• What to produce:
From the listing below, pick out each line with the word "components".

# START OF Data lines

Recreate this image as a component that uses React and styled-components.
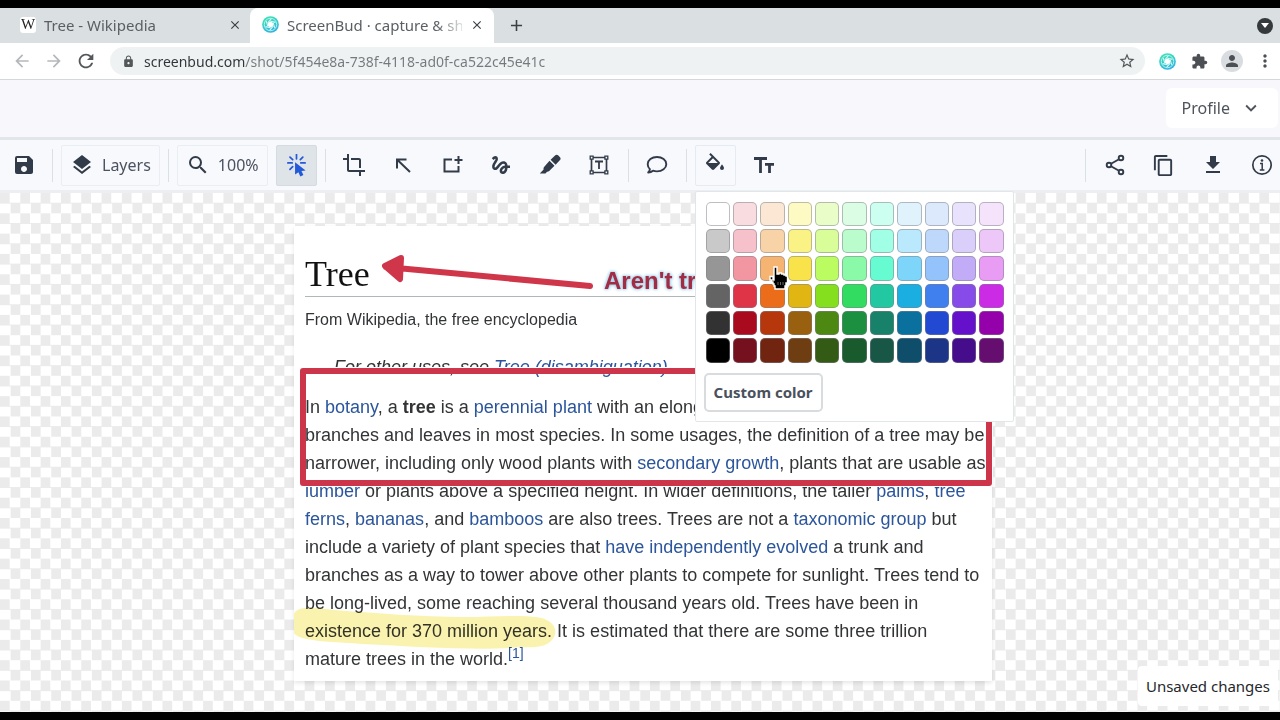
import styled, { createGlobalStyle, css } from "styled-components";
import {
  MdArrowBack,
  MdArrowForward,
  MdClose,
  MdAdd,
  MdContentCopy,
  MdCrop,
  MdDownload,
  MdExtension,
  MdGesture,
  MdKeyboardArrowDown,
  MdLayers,
  MdLock,
  MdMoreVert,
  MdPerson,
  MdRefresh,
  MdSave,
  MdSearch,
  MdStarBorder,
} from "react-icons/md";

const GlobalStyle = createGlobalStyle`
  * {
    box-sizing: border-box;
  }
  body {
    margin: 0;
    font-family: "Noto Sans", "Open Sans", sans-serif;
    color: #323b49;
  }
  button {
    font: inherit;
    color: inherit;
    background: none;
    border: none;
    padding: 0;
    cursor: pointer;
  }
`;

const Screen = styled.div`
  min-height: 100vh;
  padding: 8px 0;
  display: flex;
  flex-direction: column;
  background-color: #000;
  overflow: hidden;
`;

/* browser chrome */
const TabStrip = styled.div`
  height: 35px;
  display: flex;
  align-items: stretch;
  background-color: #dadfe1;
`;
const Tab = styled.div`
  width: ${(props) => (props.$active ? "244px" : "250px")};
  padding: 0 ${(props) => (props.$active ? "10px" : "8px")} 2px
    ${(props) => (props.$active ? "12px" : "20px")};
  display: flex;
  align-items: center;
  gap: 8px;
  font-size: 15px;
  color: #5a5f63;
  background-color: ${(props) => (props.$active ? "#fff" : "transparent")};
  border-radius: 8px 8px 0 0;
`;
const TabTitle = styled.span`
  flex: 1;
  min-width: 0;
  overflow: hidden;
  white-space: nowrap;
  ${(props) =>
    props.$fade &&
    css`
      mask-image: linear-gradient(to right, #000 85%, rgba(0, 0, 0, 0.2) 100%);
    `}
`;
const WikiBadge = styled.span`
  width: 16px;
  height: 16px;
  display: flex;
  align-items: center;
  justify-content: center;
  border-radius: 3px;
  background-color: #fff;
  color: #222;
  font: 15px "Liberation Serif", serif;
`;
const TabButton = styled.button`
  display: flex;
  align-items: center;
  justify-content: center;
  color: #3c4043;
`;
const NewTab = styled(TabButton)`
  width: 44px;
`;
const TabSearch = styled(TabButton)`
  width: 16px;
  height: 16px;
  margin: 10px 7px 0 auto;
  border-radius: 50%;
  background-color: #35393c;
`;
const AddressRow = styled.div`
  height: 37px;
  padding: 0 5px 0 10px;
  display: flex;
  align-items: center;
  gap: 8px;
  background-color: #fff;
  border-bottom: 1px solid #d5d8db;
`;
const NavButton = styled.button`
  width: 24px;
  height: 24px;
  display: flex;
  align-items: center;
  justify-content: center;
  color: ${(props) => (props.$dim ? "#b5b8ba" : "#53575a")};
`;
const AddressBar = styled.div`
  flex: 1;
  height: 28px;
  margin-left: 4px;
  padding: 0 9px 0 12px;
  display: flex;
  align-items: center;
  gap: 9px;
  border-radius: 14px;
  background-color: #eff2f3;
  color: #53575a;
`;
const AddressInput = styled.input`
  flex: 1;
  min-width: 0;
  padding: 0;
  border: none;
  outline: none;
  font: 14px "Noto Sans", sans-serif;
  color: transparent;
  background: linear-gradient(to right, #303437 101px, #74797d 101px);
  background-clip: text;
`;
const ChromeActions = styled.div`
  margin-left: 4px;
  display: flex;
  align-items: center;
  gap: 12px;
  color: #4c5055;
`;
const ChromeButton = styled.button`
  width: ${(props) => (props.$round ? "22px" : "20px")};
  height: 22px;
  display: flex;
  align-items: center;
  justify-content: center;
  border-radius: 50%;
  background-color: ${(props) => (props.$round ? "#d9dde2" : "transparent")};
`;

/* application bars */
const AppHeader = styled.header`
  height: 60px;
  padding: 8px 2px 0;
  display: flex;
  justify-content: flex-end;
  background-color: #f8f8fc;
  border-bottom: 3px solid #e2e6ea;
`;
const ProfileButton = styled.button`
  height: 40px;
  padding: 0 16px;
  display: flex;
  align-items: center;
  gap: 10px;
  border-radius: 6px;
  background-color: #fff;
  font-size: 16px;
  color: #4e535c;
`;
const Toolbar = styled.div`
  height: 53px;
  padding: 0 0 0 3px;
  display: flex;
  align-items: center;
  gap: 8px;
  background-color: #f8f9fc;
  border-bottom: 3px solid #eceef1;
`;
const ToolbarEnd = styled.div`
  margin: 0 -2px 0 auto;
  display: flex;
  align-items: center;
  gap: 8px;
`;
const Divider = styled.span`
  width: 1px;
  height: 33px;
  background-color: #dcdfe3;
`;
const ToolButton = styled.button`
  width: 41px;
  height: 41px;
  display: flex;
  align-items: center;
  justify-content: center;
  border-radius: 2px;
  border: 1px solid ${(props) => (props.$outlined ? "#e6ebf2" : "transparent")};
  ${(props) =>
    props.$selected &&
    css`
      color: #2459d8;
      background-color: #dfe4e9;
      border-color: #d5dbe1;
    `}
`;
const WideButton = styled(ToolButton)`
  width: auto;
  padding: 0 8px;
  gap: 8px;
  font-size: 16px;
  color: #4b5260;
  border-color: #eaedf1;

  svg {
    color: #323b49;
  }
`;
const PopoverAnchor = styled.div`
  position: relative;
`;

/* color picker */
const ColorPopover = styled.div`
  position: absolute;
  z-index: 5;
  top: 46px;
  left: 0;
  width: 319px;
  padding: 10px 8px 9px;
  background-color: #fff;
  border: 1px solid #e1e6ea;
  border-radius: 2px;
`;
const Swatches = styled.div`
  margin: 0 1px 0 2px;
  display: grid;
  grid-template-columns: repeat(11, 1fr);
  gap: 3px;
`;
const Swatch = styled.button`
  aspect-ratio: 1;
  border-radius: 5px;
  border: 1px solid rgba(125, 125, 135, 0.5);
  background-color: ${(props) => props.$color};
`;
const CustomColor = styled.button`
  height: 39px;
  margin-top: 10px;
  padding: 0 8px;
  border: 2px solid #d9dcdf;
  border-radius: 5px;
  font-size: 15px;
  font-weight: 700;
  color: #4a515d;
`;
const PointerIcon = styled.svg`
  position: absolute;
  top: 74px;
  left: 73px;
`;

/* canvas and screenshot */
const Canvas = styled.main`
  flex: 1;
  position: relative;
  padding: 33px 0 30px 6px;
  background: conic-gradient(
    #fff 25%,
    #ebebeb 25% 50%,
    #fff 50% 75%,
    #ebebeb 75%
  );
  background-size: calc(100vw / 63) calc(100vw / 63);
`;
const Article = styled.article`
  position: relative;
  max-width: 698px;
  margin: 0 auto;
  padding: 26px 11px 8px;
  background-color: #fff;
  box-shadow: 0 2px 4px rgba(0, 0, 0, 0.1);
  font: 16px "Liberation Sans", Arial, sans-serif;
  line-height: 28px;
  color: #333436;

  a {
    color: #2b559c;
    text-decoration: none;
  }
`;
const ArticleTitle = styled.h1`
  margin: 0;
  font: 36px "Liberation Serif", serif;
  line-height: 44px;
  color: #111;
  border-bottom: 1px solid #b3b6b9;
`;
const SiteSub = styled.p`
  margin: 9px 0 19px;
`;
const Hatnote = styled.p`
  margin: 0;
  padding-left: 29px;
  font-size: 18px;
  font-style: italic;
`;
const Body = styled.p`
  margin: 12px 0 0;
  font-size: 18px;
  white-space: nowrap;

  sup {
    font-size: 14px;
    line-height: 0;
  }
`;
const Drawing = styled.svg`
  position: absolute;
  top: 0;
  left: 0;
  width: 100%;
  height: 100%;
  pointer-events: none;
  mix-blend-mode: multiply;
`;
const RedBox = styled.div`
  position: absolute;
  top: 142px;
  left: 6px;
  right: 0;
  height: 118px;
  border: 6px solid #cd364a;
  border-radius: 3px;
  box-shadow: 0 0 0 1px #fff;
`;
const Annotation = styled.span`
  position: absolute;
  top: 41px;
  left: 310px;
  font-size: 24px;
  font-weight: bold;
  color: #a32c45;
  text-shadow: 0 0 3px #9cc6e0, 0 0 3px #b8dcf0, 0 0 5px #b8dcf0;
`;
const Status = styled.div`
  position: absolute;
  right: 2px;
  bottom: 6px;
  height: 40px;
  padding: 0 8px;
  display: flex;
  align-items: center;
  border-radius: 4px;
  background-color: #fff;
  font-size: 15px;
  color: #26282b;
`;

const colors = [
  "#ffffff #f9dce0 #fbe7d3 #fefac3 #e9fdc8 #dbfde3 #cdfff0 #e0f3fc #dce9fc #e9e2fd #f5e2fb",
  "#c9c9c9 #f7c1cb #f9d3a8 #fbf286 #d8fd99 #bafccb #a1ffe6 #bae8fd #bdd8fa #dacffb #edc7f8",
  "#969696 #f297a1 #f6b473 #f9e34b #bbfd61 #8bfaa8 #67fbd2 #7dd6f9 #94c2fa #c2acf7 #e99cf3",
  "#646464 #df3447 #eb6d19 #e2b612 #86df1e #31dc60 #22c8a2 #1baee0 #3f80ee #874bea #cc2be6",
  "#323232 #aa0a1d #b7370d #99610f #4d8912 #1c903e #178269 #0a719f #2149d1 #6511cc #9400aa",
  "#000000 #75111e #712410 #6e3d12 #345b16 #195b2c #185646 #0e4e6b #1d3586 #450c8b #650e70",
].flatMap((row) => row.split(" "));

const Icon = ({ children, size = 24 }) => (
  <svg
    width={size}
    height={size}
    viewBox="0 0 24 24"
    fill="none"
    stroke="currentColor"
    strokeWidth="2"
  >
    {children}
  </svg>
);

const ApertureIcon = ({ size = 17 }) => (
  <svg width={size} height={size} viewBox="0 0 24 24" fill="none">
    <defs>
      <linearGradient id="aperture" x1="0" y1="0" x2="0.4" y2="1">
        <stop offset="0" stopColor="#3fe8b0" />
        <stop offset="1" stopColor="#35b4e0" />
      </linearGradient>
    </defs>
    <circle cx="12" cy="12" r="11.800" fill="url(#aperture)" />
    <circle cx="12" cy="12" r="8.800" stroke="#c4f7ee" strokeWidth="1.200" />
    <path d="M12 7.700l3.800 2.100v4.400L12 16.300l-3.800-2.100V9.800z" fill="#fff" />
    <path
      d="M12 7.500l7 1.500M15.800 9.800l2.200 7M15.800 14.200l-5 6M12 16.500l-7-1.500M8.200 14.200L6 7.200M8.200 9.800l5-6"
      stroke="#d5fbf4"
      strokeWidth="1.500"
    />
  </svg>
);

const ClickIcon = () => (
  <Icon size={23}>
    <path
      d="M12 .5V5M3 9.300h4.500M16.500 9.300H21M5.200 3.200L8 5.800M18.600 3.200l-2.600 2.600M5.200 16L8 13.200"
      strokeWidth="1.800"
      strokeLinecap="round"
    />
    <path
      d="M10.500 8.500v13l3.500-2.500 2 4.500 3.200-1.500-2-4.200 4.300-.5z"
      fill="currentColor"
      stroke="none"
    />
  </Icon>
);

const ArrowIcon = () => (
  <Icon>
    <path d="M6 15.500V6.500h9.500M6.500 7L19 19" />
  </Icon>
);

const RectPlusIcon = () => (
  <Icon>
    <path d="M12 6.500H4.500v12h14V13M18.500 3v8M14.500 7h8" />
  </Icon>
);

const MarkerIcon = () => (
  <Icon>
    <g fill="currentColor" stroke="none">
      <path d="M17.300 2.300c.8-.8 2-.8 2.800 0l1.900 1.900c.8.8.8 2 0 2.800l-4.400 4.700-5-5z" />
      <path d="M11.500 7.700l5 5-5.300 5.300c-.6.600-1.400.8-2.200.7L7.500 20.500H1.800L5.600 16.500c-.2-1 0-2 .7-2.700z" />
    </g>
  </Icon>
);

const TextBoxIcon = () => (
  <Icon>
    <path
      d="M6 4.500h12M6 19.500h12M4.500 6v12M19.500 6v12"
      strokeWidth="1.700"
    />
    <path
      d="M3.200 3.200h2.900v2.900H3.200zM17.900 3.200h2.900v2.900h-2.900zM3.200 17.900h2.900v2.900H3.200zM17.900 17.900h2.900v2.900h-2.900z"
      strokeWidth="1.300"
    />
    <path d="M8 8.500h8M12 8.500v7.500" strokeWidth="1.800" />
  </Icon>
);

const BubbleIcon = () => (
  <Icon>
    <path
      d="M12 4c5.200 0 9.300 3.200 9.300 7.200s-4.100 7.200-9.300 7.200c-1.400 0-2.800-.2-4-.7-1.300 1.100-2.900 1.700-4.800 1.800 1-1 1.600-2.200 1.700-3.400-1.400-1.300-2.200-3-2.200-4.900C2.700 7.200 6.800 4 12 4z"
      strokeWidth="1.900"
      strokeLinejoin="round"
    />
  </Icon>
);

const FillIcon = () => (
  <Icon>
    <path
      d="M19 11.500s-2 2.170-2 3.500a2 2 0 0 0 4 0c0-1.330-2-3.500-2-3.500M5.210 10L10 5.210 14.790 10m1.770-1.060L7.620 0 6.210 1.410l2.380 2.380-5.150 5.150c-.59.56-.59 1.530 0 2.120l5.500 5.500c.29.290.680.440 1.060.440s.77-.15 1.060-.44l5.500-5.500c.59-.59.59-1.560 0-2.120z"
      fill="currentColor"
      stroke="none"
    />
  </Icon>
);

const TextSizeIcon = () => (
  <Icon>
    <path
      d="M2 5.500h13M8.500 5.500V20M13 11.300h9M17.500 11.300V20"
      strokeWidth="2.800"
    />
  </Icon>
);

const ShareIcon = () => (
  <Icon>
    <g strokeWidth="1.900">
      <circle cx="18" cy="5" r="2.300" />
      <circle cx="6" cy="12" r="2.300" />
      <circle cx="18" cy="19" r="2.300" />
      <path d="M8 10.800l8-4.600M8 13.200l8 4.600" />
    </g>
  </Icon>
);

const InfoIcon = () => (
  <Icon>
    <circle cx="12" cy="12" r="9.200" strokeWidth="1.700" />
    <path d="M10 10.500h2.200V17M9.800 17h4.600" strokeWidth="1.500" />
    <circle cx="12" cy="7.500" r="1.300" fill="currentColor" stroke="none" />
  </Icon>
);

const HandPointer = () => (
  <PointerIcon width="20" height="24" viewBox="0 0 20 24">
    <path
      d="M5 1h3v7h2V7h2.500v1H15v1h2v1h1.500v7H17v3h-1v3H6v-3H5v-2H4v-2H2.500v-2H1v-3.500h3V14h1z"
      fill="#000"
      stroke="#fff"
      strokeWidth="1.400"
    />
    <path d="M9 19v-3M11.500 19v-3M14 19v-3" stroke="#666" strokeWidth="1" />
  </PointerIcon>
);

const Browser = () => (
  <>
    <TabStrip>
      <Tab>
        <WikiBadge>W</WikiBadge>
        <TabTitle>Tree - Wikipedia</TabTitle>
        <TabButton aria-label="Close tab">
          <MdClose size={14} />
        </TabButton>
      </Tab>
      <Tab $active>
        <ApertureIcon />
        <TabTitle $fade>ScreenBud · capture &amp; share</TabTitle>
        <TabButton aria-label="Close tab">
          <MdClose size={14} />
        </TabButton>
      </Tab>
      <NewTab aria-label="New tab">
        <MdAdd size={19} />
      </NewTab>
      <TabSearch aria-label="Search tabs">
        <svg width="8" height="6" viewBox="0 0 8 6">
          <path d="M0 0h8L4 5z" fill="#fff" />
        </svg>
      </TabSearch>
    </TabStrip>
    <AddressRow>
      <NavButton $dim aria-label="Back">
        <MdArrowBack size={20} />
      </NavButton>
      <NavButton $dim aria-label="Forward">
        <MdArrowForward size={20} />
      </NavButton>
      <NavButton aria-label="Reload">
        <MdRefresh size={22} />
      </NavButton>
      <AddressBar>
        <MdLock size={13} />
        <AddressInput
          aria-label="Address"
          defaultValue="screenbud.com/shot/5f454e8a-738f-4118-ad0f-ca522c45e41c"
        />
        <MdStarBorder size={18} />
      </AddressBar>
      <ChromeActions>
        <ChromeButton aria-label="ScreenBud">
          <ApertureIcon />
        </ChromeButton>
        <ChromeButton aria-label="Extensions">
          <MdExtension size={17} />
        </ChromeButton>
        <ChromeButton $round aria-label="Account">
          <MdPerson size={18} />
        </ChromeButton>
        <ChromeButton aria-label="Menu">
          <MdMoreVert size={20} />
        </ChromeButton>
      </ChromeActions>
    </AddressRow>
  </>
);

const ColorPicker = () => (
  <ColorPopover>
    <Swatches>
      {colors.map((color) => (
        <Swatch key={color} $color={color} aria-label={color} />
      ))}
    </Swatches>
    <CustomColor>Custom color</CustomColor>
    <HandPointer />
  </ColorPopover>
);

const Tools = () => (
  <Toolbar>
    <ToolButton aria-label="Save">
      <MdSave size={24} />
    </ToolButton>
    <Divider />
    <WideButton>
      <MdLayers size={24} />
      Layers
    </WideButton>
    <Divider />
    <WideButton>
      <MdSearch size={24} />
      100%
    </WideButton>
    <ToolButton $selected aria-label="Select">
      <ClickIcon />
    </ToolButton>
    <Divider />
    <ToolButton aria-label="Crop">
      <MdCrop size={24} />
    </ToolButton>
    <ToolButton aria-label="Arrow">
      <ArrowIcon />
    </ToolButton>
    <ToolButton aria-label="Rectangle">
      <RectPlusIcon />
    </ToolButton>
    <ToolButton aria-label="Draw">
      <MdGesture size={24} />
    </ToolButton>
    <ToolButton aria-label="Marker">
      <MarkerIcon />
    </ToolButton>
    <ToolButton aria-label="Text">
      <TextBoxIcon />
    </ToolButton>
    <Divider />
    <ToolButton aria-label="Comment">
      <BubbleIcon />
    </ToolButton>
    <Divider />
    <PopoverAnchor>
      <ToolButton $outlined aria-label="Fill color">
        <FillIcon />
      </ToolButton>
      <ColorPicker />
    </PopoverAnchor>
    <ToolButton aria-label="Text size">
      <TextSizeIcon />
    </ToolButton>
    <ToolbarEnd>
      <Divider />
      <ToolButton aria-label="Share">
        <ShareIcon />
      </ToolButton>
      <ToolButton aria-label="Copy">
        <MdContentCopy size={23} />
      </ToolButton>
      <ToolButton aria-label="Download">
        <MdDownload size={24} />
      </ToolButton>
      <ToolButton aria-label="Info">
        <InfoIcon />
      </ToolButton>
    </ToolbarEnd>
  </Toolbar>
);

const Shot = () => (
  <Article>
    <ArticleTitle>Tree</ArticleTitle>
    <SiteSub>From Wikipedia, the free encyclopedia</SiteSub>
    <Hatnote>
      For other uses, see <a href="#disambiguation">Tree (disambiguation)</a>.
    </Hatnote>
    <Body>
      In <a href="#botany">botany</a>, a <b>tree</b> is a{" "}
      <a href="#perennial">perennial plant</a> with an elongated
      <br />
      branches and leaves in most species. In some usages, the definition of a
      tree may be
      <br />
      narrower, including only wood plants with{" "}
      <a href="#growth">secondary growth</a>, plants that are usable as
      <br />
      <a href="#lumber">lumber</a> or plants above a specified height. In wider
      definitions, the taller <a href="#palms">palms</a>,{" "}
      <a href="#ferns">tree</a>
      <br />
      <a href="#ferns">ferns</a>, <a href="#bananas">bananas</a>, and{" "}
      <a href="#bamboos">bamboos</a> are also trees. Trees are not a{" "}
      <a href="#taxonomic">taxonomic group</a> but
      <br />
      include a variety of plant species that{" "}
      <a href="#evolution">have independently evolved</a> a trunk and
      <br />
      branches as a way to tower above other plants to compete for sunlight.
      Trees tend to
      <br />
      be long-lived, some reaching several thousand years old. Trees have been
      in
      <br />
      existence for 370 million years. It is estimated that there are some
      three trillion
      <br />
      mature trees in the world.
      <sup>
        <a href="#cite-1">[1]</a>
      </sup>
    </Body>
    <RedBox />
    <Drawing>
      <path
        d="M2 385c6-5 20-3 38-1 40 3 90 7 130 7 30 0 60-3 78 1 13 4 17 14 10 22-5 6-14 8-30 7-40 4-100 0-160-3-25-2-45-2-60-6-9-3-12-9-11-15 1-6 2-9 5-12z"
        fill="#faf3b0"
      />
      <path
        d="M296 60L92 41M107 32L91 40l15 13z"
        fill="#d0364a"
        stroke="#d0364a"
        strokeWidth="6"
        strokeLinecap="round"
        strokeLinejoin="round"
      />
    </Drawing>
    <Annotation>Aren't trees</Annotation>
  </Article>
);

const App = () => {
  return (
    <>
      <GlobalStyle />
      <Screen>
        <Browser />
        <AppHeader>
          <ProfileButton>
            Profile
            <MdKeyboardArrowDown size={22} />
          </ProfileButton>
        </AppHeader>
        <Tools />
        <Canvas>
          <Shot />
          <Status role="status">Unsaved changes</Status>
        </Canvas>
      </Screen>
    </>
  );
};

export default App;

# END OF Data lines

• Full response:
Recreate this image as a component that uses React and styled-components.
import styled, { createGlobalStyle, css } from "styled-components";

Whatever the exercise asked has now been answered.